WHAT IS EXPECTED
Filter the listing and keep only the lines with the word "styles".

╔══

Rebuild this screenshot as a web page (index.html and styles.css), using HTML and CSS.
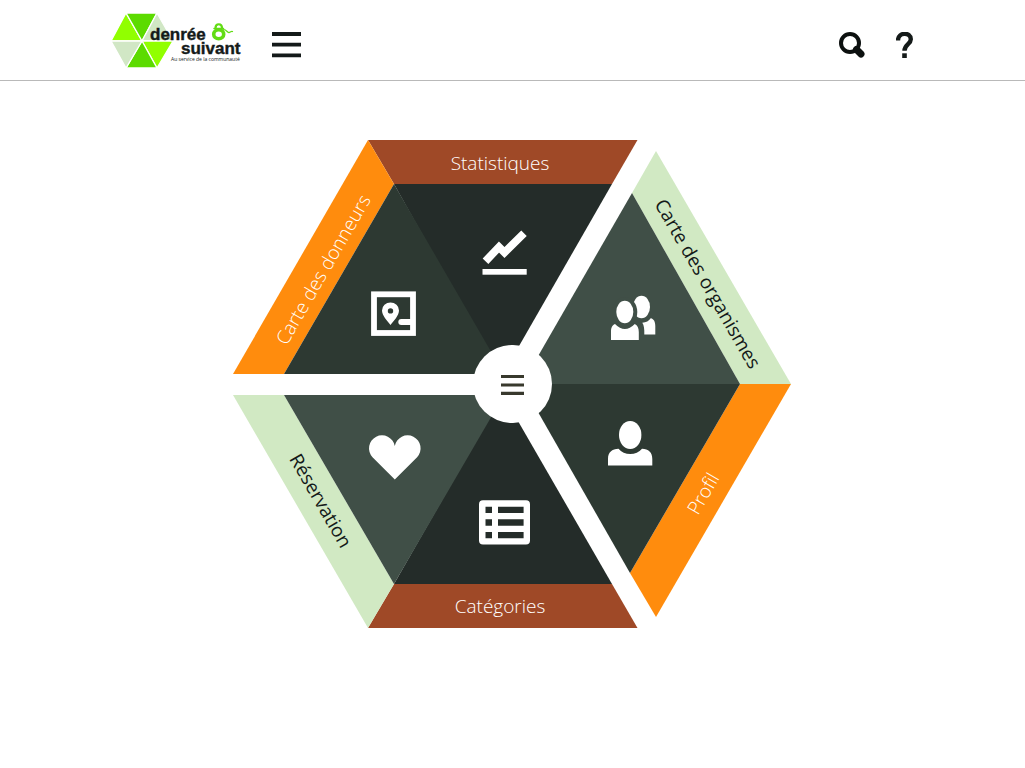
FILE: index.html
```html
<!DOCTYPE html>
<html lang="fr">
<head>
<meta charset="utf-8">
<meta name="viewport" content="width=device-width, initial-scale=1">
<title>Denrée Ô suivant</title>
<link rel="stylesheet" href="styles.css">
</head>
<body>
<header class="site-header">
  <div class="header-inner">
    <a class="brand" href="#accueil" aria-label="Denrée Ô suivant, accueil">
      <svg class="logo" viewBox="112 13 130 55">
        <g stroke="#fff" stroke-width="1.3" stroke-linejoin="round">
          <polygon fill="#91ff00" points="111,41 126,13 142,41"/>
          <polygon fill="#5cdb00" points="126,13 157,13 142,41"/>
          <polygon fill="#d1e7c5" points="157,13 173,41 142,41"/>
          <polygon fill="#91ff00" points="173,41 157,68 142,41"/>
          <polygon fill="#5cdb00" points="157,68 126,68 142,41"/>
          <polygon fill="#d1e7c5" points="126,68 111,41 142,41"/>
        </g>
        <text class="logo-name" x="150" y="40">denrée</text>
        <text class="logo-name" x="181" y="54">suivant</text>
        <text class="logo-tag" x="171" y="61">Au service de la communauté</text>
        <g fill="none" stroke="#62dc14" stroke-linecap="round">
          <ellipse cx="218.700" cy="34.300" rx="5" ry="4.500" stroke-width="3.600"/>
          <path d="M215.500 28C215.500 23 222 23 222 28" stroke-width="2.200"/>
          <path d="M214 28.500H223.500" stroke-width="1.500"/>
          <path d="M222.500 30C226 28 227 33 229 32.500S231 31 232.500 31.500" stroke-width="1.300"/>
        </g>
      </svg>
    </a>
    <button class="icon-button menu-button" type="button" aria-label="Menu">
      <svg width="30" height="26" viewBox="0 0 30 26"><path d="M0 2H29M0 12.700H29M0 23.400H29" stroke="#141a19" stroke-width="3.800"/></svg>
    </button>
    <div class="tools">
      <button class="icon-button" type="button" aria-label="Rechercher">
        <svg width="26" height="26" viewBox="0 0 26 26"><g fill="none" stroke="#0c100f"><circle cx="11" cy="11" r="9" stroke-width="4"/><path d="M17.500 17.500L22 22" stroke-width="7" stroke-linecap="round"/></g></svg>
      </button>
      <button class="icon-button" type="button" aria-label="Aide">
        <svg width="17" height="26" viewBox="0 0 17 26"><path d="M2 8.500C2 -.2 14.800 -.2 14.800 7.300C14.800 12.300 8.500 12 8.500 18.800" fill="none" stroke="#141a19" stroke-width="4.400"/><rect x="6.200" y="21.300" width="4.600" height="4.700" fill="#141a19"/></svg>
      </button>
    </div>
  </div>
</header>
<main class="content">
  <nav class="wheel" aria-label="Menu principal">
    <svg class="wheel-art" viewBox="233 140 559 488">
      <a href="#statistiques">
        <polygon class="rust" points="368,140 637.500,140 612,184 394,184"/>
        <polygon class="dark" points="394,184 612,184 503,374 500,374"/>
        <path d="M485.500 261.200L499 247L504.500 252.500L524 233.300" fill="none" stroke="#fff" stroke-width="7.800"/>
        <rect class="glyph" x="482.500" y="269" width="44.200" height="5.700"/>
        <text class="label" x="500" y="170">Statistiques</text>
      </a>
      <a href="#donneurs">
        <polygon class="orange" points="368,140 394,184 284,374 233,374"/>
        <polygon class="medium" points="394,184 504,374 284,374"/>
        <rect x="374" y="294.300" width="39" height="38.700" fill="none" stroke="#fff" stroke-width="5.800"/>
        <path class="glyph" fill-rule="evenodd" d="M390.500 325C387 320.500 382 315.500 382 310.500A8.500 8 0 0 1 399 310.500C399 315.500 394 320.500 390.500 325ZM390.500 308.200A2.700 2.700 0 1 0 390.500 313.600A2.700 2.700 0 1 0 390.500 308.200Z"/>
        <path d="M401.300 322H411" stroke="#fff" stroke-width="6" stroke-linecap="round"/>
        <text class="label" transform="translate(329 273) rotate(-60)">Carte des donneurs</text>
      </a>
      <a href="#organismes">
        <polygon class="pale" points="656,151 791,384 740,384 632,193"/>
        <polygon class="slate" points="632,193 740,384 522,384"/>
        <ellipse class="glyph" cx="641.500" cy="307" rx="8.500" ry="11.300"/>
        <path class="glyph" d="M642.300 322.700Q648 322.500 650.700 318.300C654 319 655.300 322 655.300 326V334.500H644.300C644.500 329 644 325 642.300 322.700Z"/>
        <ellipse class="slate" cx="624.800" cy="312" rx="12.500" ry="15"/>
        <ellipse class="glyph" cx="624.800" cy="312" rx="8.500" ry="11.200"/>
        <path class="glyph" d="M611 340V332C611 327.500 612 325.500 615 324Q624.800 334 634.800 324C637.500 325.500 638.800 328 638.800 332V340Z"/>
        <text class="label label-dark" transform="translate(702 287) rotate(60)">Carte des organismes</text>
      </a>
      <a href="#profil">
        <polygon class="orange" points="740,384 791,384 656,617 630,573"/>
        <polygon class="medium" points="522,384 740,384 630,573"/>
        <ellipse class="glyph" cx="630.200" cy="435" rx="11.200" ry="14"/>
        <path class="glyph" d="M608 465.500V459C608 452 612 449 618.500 448.700C624 455.700 636.500 455.700 642 448.700C648.500 449 652.300 452 652.300 459V465.500Z"/>
        <text class="label" transform="translate(709 497) rotate(-60)">Profil</text>
      </a>
      <a href="#categories">
        <polygon class="rust" points="394,584 612,584 637.500,628 368,628"/>
        <polygon class="dark" points="394,584 502,395 503,395 612,584"/>
        <path class="glyph" fill-rule="evenodd" d="M483 500.200H526Q530 500.200 530 504.200V540.500Q530 544.500 526 544.500H483Q479 544.500 479 540.500V504.200Q479 500.200 483 500.200ZM485.500 506.700V513H492V506.700ZM498 506.700V513H523.600V506.700ZM485.500 519.300V525.700H492V519.300ZM498 519.300V525.700H523.600V519.300ZM485.500 532V538.300H492V532ZM498 532V538.300H523.600V532Z"/>
        <text class="label" x="500" y="613">Catégories</text>
      </a>
      <a href="#reservation">
        <polygon class="pale" points="233,395 284,395 394,584 368,628"/>
        <polygon class="slate" points="284,395 504,395 394,584"/>
        <path class="glyph" d="M394.800 479.500L372.500 457.200A13 13 0 1 1 394.800 446A13 13 0 1 1 417.100 457.200Z"/>
        <text class="label label-dark" transform="translate(315 504) rotate(60)">Réservation</text>
      </a>
    </svg>
    <button class="hub" type="button" aria-label="Ouvrir le menu">
      <svg width="24" height="22" viewBox="0 0 24 22"><path d="M0 3.500H23M0 12H23M0 20.400H23" stroke="#38392d" stroke-width="3.200"/></svg>
    </button>
  </nav>
</main>
</body>
</html>
```
FILE: styles.css
```css
* {
  box-sizing: border-box;
}

body {
  margin: 0;
  background: #fff;
  color: #141a19;
  font-family: "Open Sans", "Noto Sans", sans-serif;
}

.site-header {
  border-bottom: 1px solid #b9b9b9;
  padding: 13px 16px 12px;
}

.header-inner {
  display: flex;
  align-items: flex-end;
  max-width: 801px;
  margin: 0 auto;
}

.brand,
.logo {
  display: block;
}

.logo {
  width: 130px;
  height: 55px;
}

.logo-name {
  font: bold 17px "Liberation Sans", Arial, sans-serif;
  fill: #141a19;
  stroke: #141a19;
  stroke-width: 0.4px;
}

.logo-tag {
  font: 5px "Open Sans", sans-serif;
  fill: #141a19;
}

.icon-button,
.hub {
  border: 0;
  padding: 0;
  background: none;
  cursor: pointer;
}

.icon-button {
  display: block;
  margin-bottom: 10px;
}

.icon-button svg,
.hub svg {
  display: block;
}

.menu-button {
  margin-left: 30px;
}

.tools {
  display: flex;
  gap: 31px;
  margin-left: auto;
}

.content {
  padding: 59px 16px 64px;
}

.wheel {
  display: grid;
  place-items: center;
  max-width: 559px;
  margin: 0 auto;
}

.wheel-art,
.hub {
  grid-area: 1 / 1;
}

.wheel-art {
  display: block;
  width: 100%;
}

.hub {
  display: grid;
  place-items: center;
  width: 14%;
  aspect-ratio: 1;
  border-radius: 50%;
  background: #fff;
}

.label {
  font-size: 19px;
  font-weight: 300;
  text-anchor: middle;
  fill: #fff;
}

.label-dark {
  font-weight: 400;
  fill: #141a19;
}

.glyph {
  fill: #fff;
}

.rust {
  fill: #9f4927;
}

.orange {
  fill: #ff8c0d;
}

.pale {
  fill: #d1e9c3;
}

.dark {
  fill: #242c29;
}

.medium {
  fill: #2d3932;
}

.slate {
  fill: #404f47;
}
```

╚══

SOLUTION TO THE PROBLEM
Rebuild this screenshot as a web page (index.html and styles.css), using HTML and CSS.
<link rel="stylesheet" href="styles.css">
FILE: styles.css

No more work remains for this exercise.